WASHINGTON –Turning back objections from big business and yet another veto threat from the anti-worker GOP Bush regime, the House July 31 passed the Paycheck Fairness Act, a bill designed to put some teeth into federal equal employment laws. The 247-178 vote saw 14 Republicans join all 233 Democrats in voting yes. All the no votes came from the GOP.

The measure (HR 1338), pushed for 11 years by Rep. Rosa DeLauro (D-Conn.) and with the strong support of the AFL-CIO and women’s rights groups. It drew a blast from the National Association of Manufacturers. NAM said the 1962 law on the issue – which DeLauro’s bill updates, is good enough.

NAM said it opposes pay discrimination abased on sex, but warned lawmakers who voted for equal pay that it would use the vote to determine campaign contributions.

Bush’s Office of Management and Budget said his senior advisors would strongly recommend he veto HR 1338. They charge it would open the way to unlimited lawsuits over unequal pay. Senate Labor Committee Chairman Edward M. Kennedy (D-Mass.) praised its passage, but did not say when his panel would try to move it.

The threats did not stop DeLauro or her allies from pushing paycheck fairness. “The bill is about ensuring that women who work hard and productively and carry a full range of family responsibilities are paid at a rate they are entitled,” DeLauro said.

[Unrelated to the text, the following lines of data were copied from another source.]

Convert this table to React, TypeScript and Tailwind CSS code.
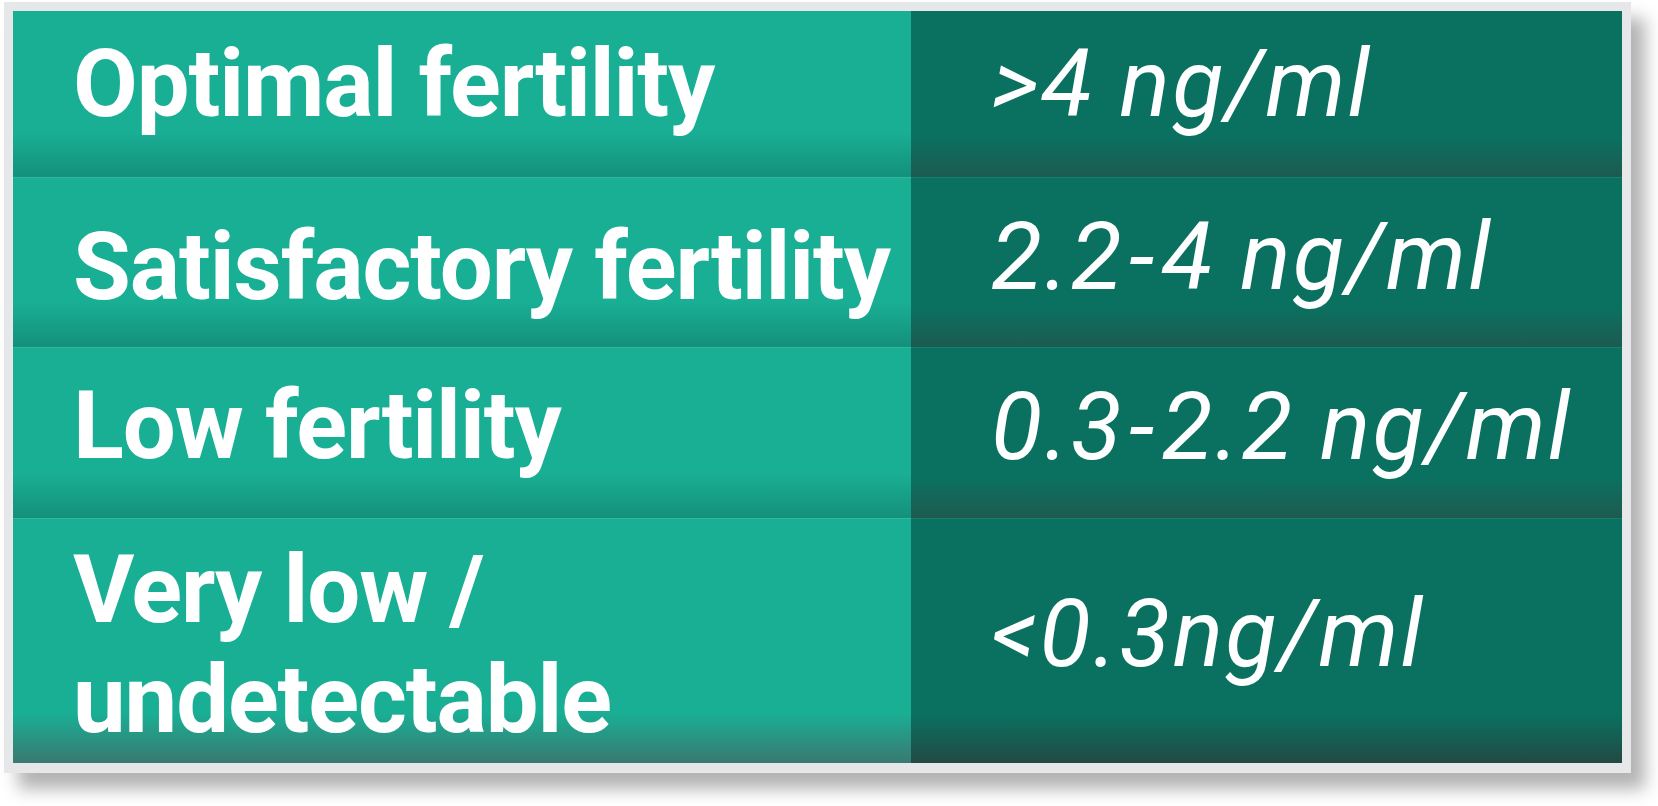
import React from "react";

type Row = {
  label: React.ReactNode;
  value: React.ReactNode;
  h: string;
  leftPad: string;
  rightPad: string;
  leftBg: string;
  rightBg: string;
  first?: boolean;
};

const Dash = () => <span className="mx-[5px]">-</span>;

const rows: Row[] = [
  {
    label: "Optimal fertility",
    value: ">4 ng/ml",
    h: "h-[166px]",
    leftPad: "pb-[20px]",
    rightPad: "pb-[20px]",
    leftBg: "bg-[linear-gradient(to_bottom,#19af95_calc(100%-45px),#14907b)]",
    rightBg: "bg-[linear-gradient(to_bottom,#0a7160_calc(100%-40px),#1e5a50)]",
    first: true,
  },
  {
    label: "Satisfactory fertility",
    value: (
      <>
        2.2
        <Dash />4 ng/ml
      </>
    ),
    h: "h-[170px]",
    leftPad: "pt-[8px]",
    rightPad: "pb-[12px]",
    leftBg: "bg-[linear-gradient(to_bottom,#19af95_calc(100%-45px),#14907b)]",
    rightBg: "bg-[linear-gradient(to_bottom,#0a7160_calc(100%-40px),#1e5a50)]",
  },
  {
    label: "Low fertility",
    value: (
      <>
        0.3
        <Dash />
        2.2 ng/ml
      </>
    ),
    h: "h-[171px]",
    leftPad: "pb-[14px]",
    rightPad: "pb-[12px]",
    leftBg: "bg-[linear-gradient(to_bottom,#19af95_calc(100%-45px),#14907b)]",
    rightBg: "bg-[linear-gradient(to_bottom,#0a7160_calc(100%-40px),#1e5a50)]",
  },
  {
    label: (
      <>
        Very low /
        <br />
        undetectable
      </>
    ),
    value: "<0.3ng/ml",
    h: "h-[245px]",
    leftPad: "pt-[8px]",
    rightPad: "pb-[14px]",
    leftBg: "bg-[linear-gradient(to_bottom,#19af95_calc(100%-50px),#3a7970)]",
    rightBg: "bg-[linear-gradient(to_bottom,#0a7160_calc(100%-50px),#224a44)]",
  },
];

export default function App() {
  return (
    <div className="w-[1658px] h-[806px] bg-white pl-[4px] pt-[2px] font-['Roboto',sans-serif] overflow-hidden">
      <div className="w-[1627px] h-[771px] bg-[#e6e7e9] p-[9px] shadow-[14px_16px_16px_rgba(0,0,0,0.3)]">
        <div className="flex flex-col w-[1609px] h-[752px]">
          {rows.map((r, i) => (
            <div key={i} className={`flex ${r.h}`}>
              <div
                className={`w-[898px] flex items-center pl-[60px] text-white font-bold text-[94px] leading-[110px] tracking-[-1.1px] whitespace-nowrap ${r.leftBg} ${r.leftPad} ${
                  r.first ? "" : "border-t border-[#2cb9a0]"
                }`}
              >
                <div>{r.label}</div>
              </div>
              <div
                className={`flex-1 flex items-center pl-[80px] text-white italic font-normal text-[94px] leading-[110px] tracking-[2.2px] whitespace-nowrap ${r.rightBg} ${r.rightPad} ${
                  r.first ? "" : "border-t border-[#14806e]"
                }`}
              >
                <div>{r.value}</div>
              </div>
            </div>
          ))}
        </div>
      </div>
    </div>
  );
}
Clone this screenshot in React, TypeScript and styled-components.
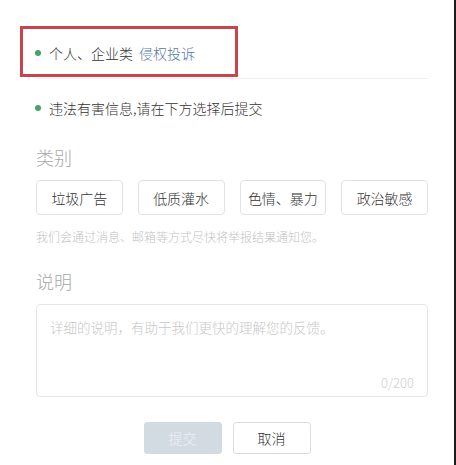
import React from "react";
import styled, { createGlobalStyle } from "styled-components";

const GlobalStyle = createGlobalStyle`
  html, body {
    margin: 0;
    padding: 0;
    background: #fff;
  }
  body {
    font-family: "Noto Sans CJK SC", "Noto Sans", "Liberation Sans", sans-serif;
    font-weight: 300;
  }
`;

const Page = styled.div`
  position: relative;
  width: 454px;
  height: 465px;
  border-right: 2px solid #1c1c1c;
  background: #fff;
  overflow: hidden;
`;

const Content = styled.div`
  padding: 27px 26px 0 36px;
`;

const InfoRow = styled.div<{ $height: number; $divider?: boolean }>`
  display: flex;
  align-items: center;
  gap: 8px;
  height: ${(p) => p.$height}px;
  font-size: 14px;
  color: #333;
  border-bottom: ${(p) => (p.$divider ? "1px solid #efefef" : "none")};
`;

const Dot = styled.span`
  width: 6px;
  height: 6px;
  margin-left: -1px;
  border-radius: 50%;
  background: #45a463;
  flex: none;
`;

const Link = styled.span`
  color: #52799f;
  margin-left: 6px;
`;

const Highlight = styled.div`
  position: absolute;
  left: 20px;
  top: 26px;
  width: 218px;
  height: 51px;
  box-sizing: border-box;
  border: 3px solid #c8464b;
`;

const Label = styled.div<{ $top: number }>`
  margin-top: ${(p) => p.$top}px;
  font-size: 18px;
  line-height: 24px;
  color: #a8a8a8;
`;

const Chips = styled.div`
  display: flex;
  gap: 15px;
  margin-top: 11px;
`;

const Chip = styled.button`
  width: 87px;
  height: 35px;
  box-sizing: border-box;
  border: 1px solid #e2e2e2;
  border-radius: 4px;
  background: #fff;
  font-family: inherit;
  font-weight: inherit;
  font-size: 14px;
  color: #333;
  padding: 0;
`;

const Note = styled.div`
  margin-top: 13px;
  font-size: 12px;
  line-height: 18px;
  color: #c2c2c2;
`;

const Field = styled.div`
  margin-top: 11px;
  height: 93px;
  box-sizing: border-box;
  border: 1px solid #e6e6e6;
  border-radius: 4px;
  display: flex;
  flex-direction: column;
  padding: 12px 13px 4px 13px;
`;

const Input = styled.textarea`
  flex: 1;
  border: none;
  outline: none;
  resize: none;
  padding: 0;
  font-family: inherit;
  font-weight: inherit;
  font-size: 13.5px;
  line-height: 20px;
  color: #333;
  &::placeholder {
    color: #c8c8c8;
  }
`;

const Counter = styled.div`
  align-self: flex-end;
  font-size: 13px;
  line-height: 18px;
  color: #cfcfcf;
`;

const Actions = styled.div`
  display: flex;
  justify-content: center;
  gap: 11px;
  margin-top: 25px;
`;

const ActionButton = styled.button<{ $primary?: boolean }>`
  width: 78px;
  height: 32px;
  box-sizing: border-box;
  border-radius: 3px;
  font-family: inherit;
  font-weight: inherit;
  font-size: 14px;
  padding: 0;
  border: 1px solid ${(p) => (p.$primary ? "#d3dbe2" : "#dcdcdc")};
  background: ${(p) => (p.$primary ? "#d3dbe2" : "#fff")};
  color: ${(p) => (p.$primary ? "#eef2f5" : "#333")};
`;

const categories = ["垃圾广告", "低质灌水", "色情、暴力", "政治敏感"];

export default function App() {
  return (
    <>
      <GlobalStyle />
      <Page>
        <Content>
          <InfoRow $height={51} $divider>
            <Dot />
            <span>
              个人、企业类<Link>侵权投诉</Link>
            </span>
          </InfoRow>
          <InfoRow $height={58}>
            <Dot />
            <span>违法有害信息,请在下方选择后提交</span>
          </InfoRow>
          <Label $top={8}>类别</Label>
          <Chips>
            {categories.map((c) => (
              <Chip key={c}>{c}</Chip>
            ))}
          </Chips>
          <Note>我们会通过消息、邮箱等方式尽快将举报结果通知您。</Note>
          <Label $top={23}>说明</Label>
          <Field>
            <Input placeholder="详细的说明，有助于我们更快的理解您的反馈。" />
            <Counter>0/200</Counter>
          </Field>
        </Content>
        <Actions>
          <ActionButton $primary>提交</ActionButton>
          <ActionButton>取消</ActionButton>
        </Actions>
        <Highlight />
      </Page>
    </>
  );
}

Rebutting the White House and big business, DeLauro added “It is time to stand up for working women and their families. We can do that by,,, re-asserting the principle that women and men should be paid the same when doing the same work, and making it real by allowing female employees to sue for compensatory and punitive damages.”

DeLauro said her bill does not impose “the arbitrary caps women face under Title VII of the Civil Rights Act. As amended by prior GOP-run Congresses, those caps often put a $300,000 limit on discrimination damages – small change for companies that give woman workers unequal pay.

And DeLauro said her bill “protects employees from retaliation for sharing salary information with their co-workers, with some exemptions.” Lack of data often hampers victims of pay discrimination from finding out, until years later, how much they lost to it.

Aiming at Bush, DeLauro also said her bill “does not eliminate key employer defenses against claims of discrimination. It simply makes clear that when an employer states that its pay scale is informed by a ‘factor other than sex’ that must actually be true, and not just an excuse to continue discriminatory practices. Kennedy and other lawmakers have introduced a companion Senate bill.